Your objectives, in life or professionally, or in this particular professional context, are dictated by your Values.
Principles become an expression of your Values, not just another set of titles, and the ones you provided here represent more of a Policy Statement, not a list of Principles. e.g. one of my Values is the sanctity of human life, as a result, one of my Principles would be the Principle of Humanity, which will lead me to define Policy Statements that may include things like treating people equally, never hurting anyone, being attentive to another’s human needs, etc…
So, I do respect where you’re coming from, and in the end I did get the message loud and clear, and I agree with the conclusions. But Values and Principles must be at a higher level of abstraction, otherwise you wind up with simple expressions of Policy or Objectives.
Good points.
I find it helpful to remember that values are not what a group says they value.
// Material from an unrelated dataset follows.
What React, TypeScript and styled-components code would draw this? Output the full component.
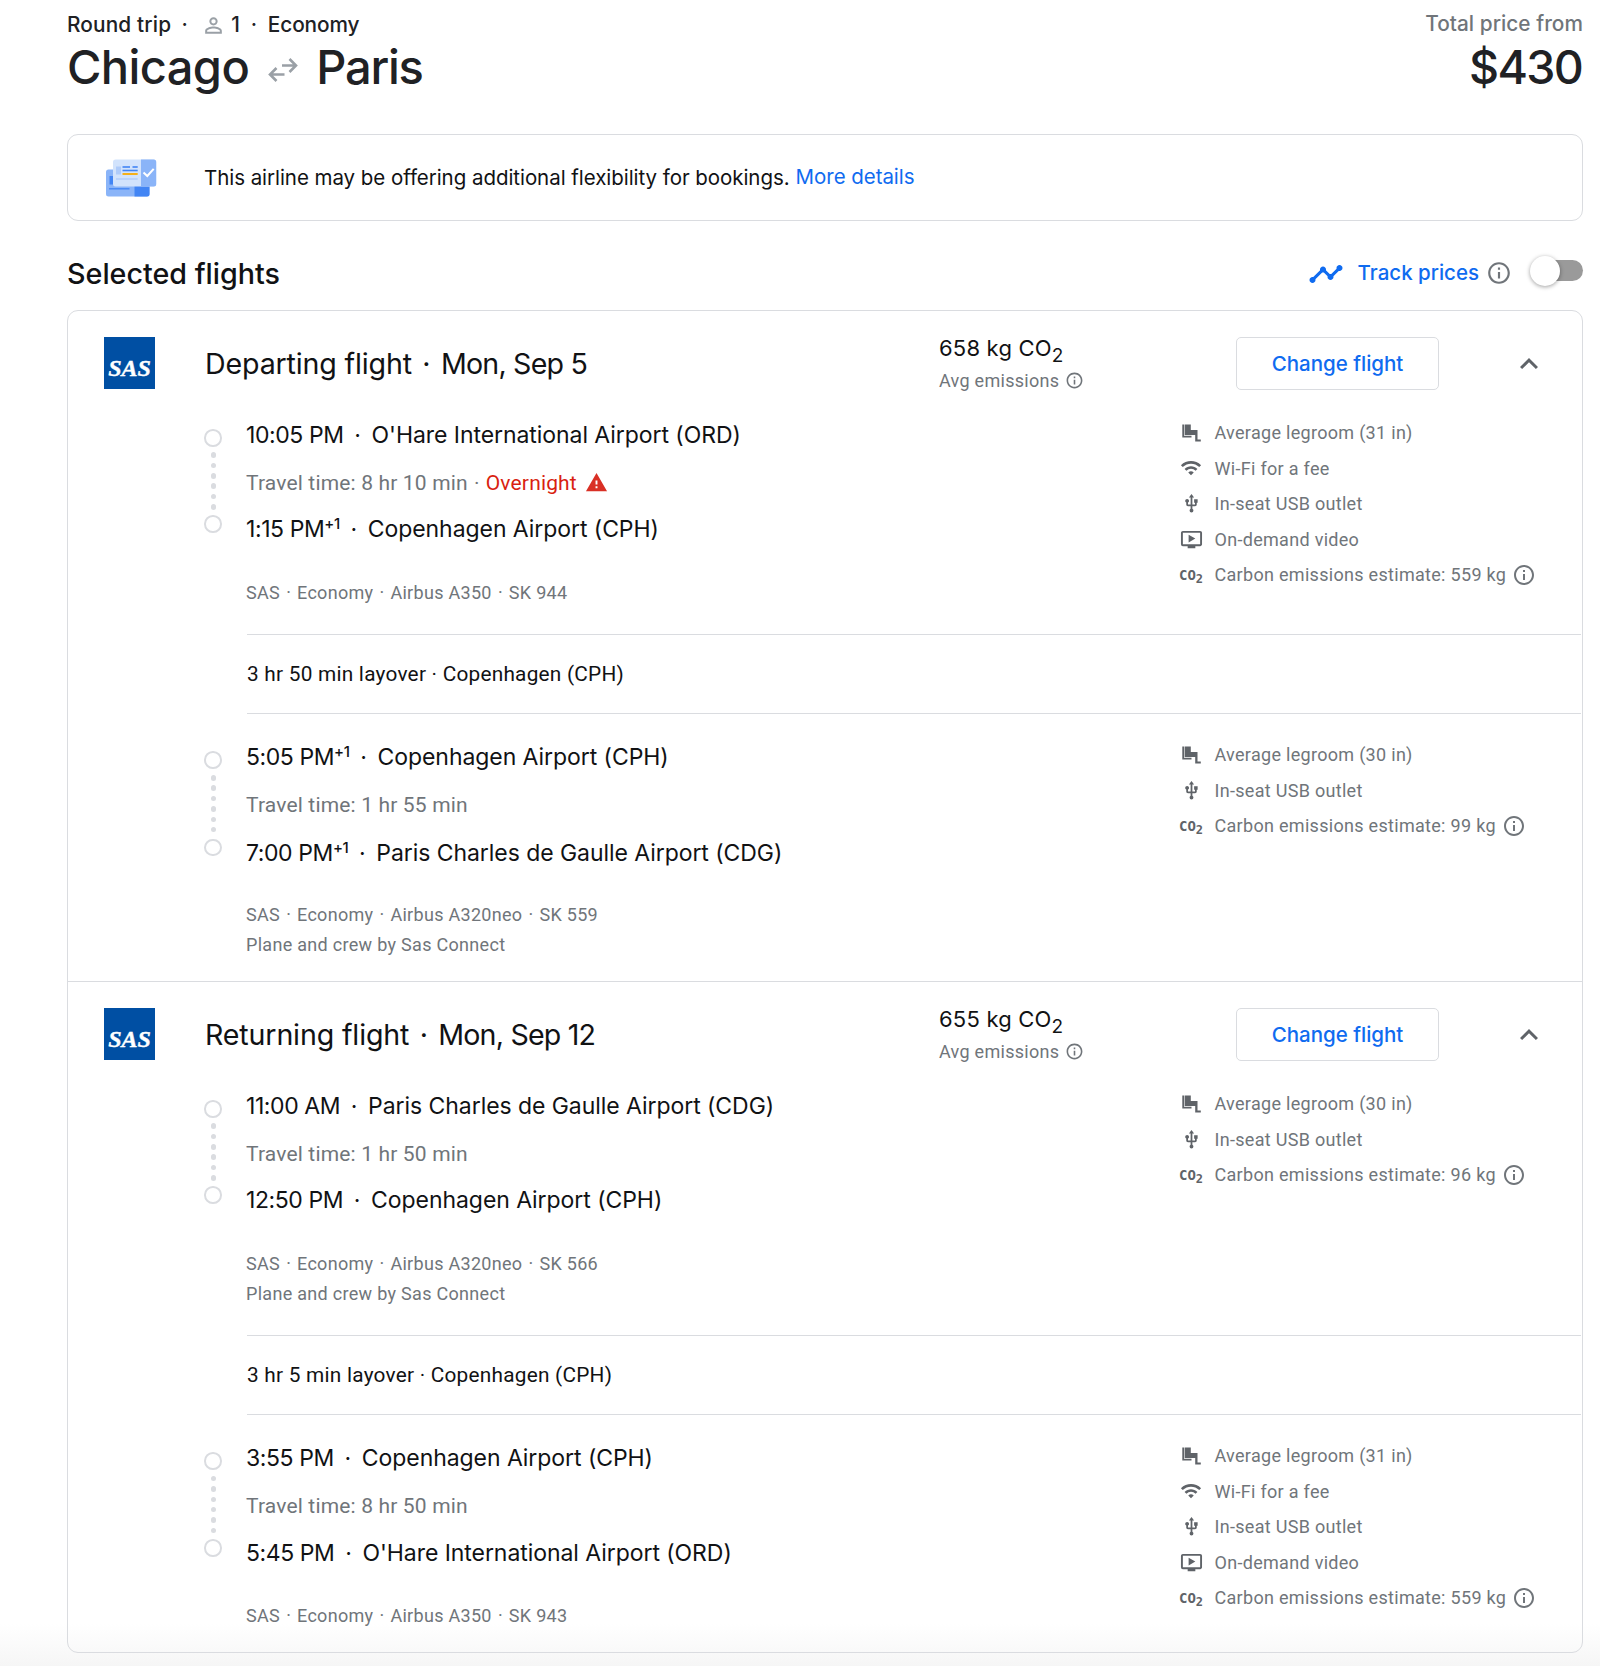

They are what a group rewards and punishes, which truly reflects the culture.
And with principles, I find it helpful to distinguish and call out “operating” principles, which help people understand that the purpose of the principles is to help guide decisions. So when people are making crucial decisions, they can evaluate whether they are reinforcing the principles.
That’s actually the secret of how large organizations reinforce their culture across the board, and Amazon is prime example of principle-based management.